Not only is the middle getting crowded but, sensing the incipient competition from just below, those at the very top try to influence policies which see them garner more of society’s goodies. The result of this is that the already rich get richer – a fact evidenced by the superrich, the so-called 1 per cent, becoming out-of-sight wealthy in the past few years. This process instils even greater panic in the disenfranchised would-be elite below.
It’s a bit like a large game of elite musical chairs. Twenty years ago there were a relatively fixed number of professional or high status “chairs” – the partners in laws firms, the senior counsels at the bar, the top journalists and social commentators, the consultant surgeons, the chief executives of public companies and the like. As every year passes, more and more ambitious people come into the room expecting a chair, but when the music stops, more people are left without a chair.
The number of chairs does increase as the economy grows but nowhere near the rate of the number of expectant players. As the room becomes fuller and the amount of disappointed players expands, there will eventually be a fight over the chairs.
Before this happens the new elite will try to create more chairs where they can. An interesting indicator in Ireland of elite overproduction has been the expansion of the top of the public sector as a home for this educated elite. The private sector simply cannot absorb top graduates at the levels supplied.
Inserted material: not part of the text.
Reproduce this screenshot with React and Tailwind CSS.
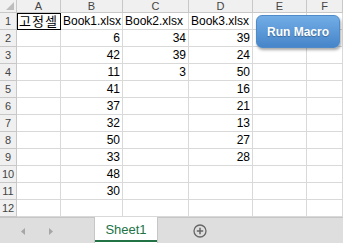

Today, semi-State and public bodies account for six out of the top 10 most attractive employers for business professionals in Ireland – due to higher graduate salaries and job security in the public sector. Could it be that as elite competition soars, the higher public sector is being co-opted by the higher education sector to keep the whole show on the road? If you are looking for a canary in the elite overproduction coal mine, the migration to the senior public sector of the over-educated class might be one.
We also have emigration. In Ireland, we always have emigration. Faced with the musical chairs dilemma for jobs and houses, the over-educated children of Ireland’s middle class are on the move, again. In the year to April 2025, the CSO reports that 13,500 people left Ireland for Australia, a 27 per cent increase on the previous year and a 187 per cent increase from 2023, the highest level since 2013. For the third consecutive year, more Irish citizens emigrated than returned home. And around a third of the 35,000 emigrants in 2025 were graduate age.
In the old days, before elite overproduction, an economy with growing income and wealth, low unemployment and strong domestic demand, would have most likely delivered a big majority for the centrist parties in the Government.. Not any more.
The educated class is increasingly looking to the Left for solutions, which might be why the Left no longer seems to be worried about the poor but is more likely to agitate for what would be regarded as more bourgeois concerns.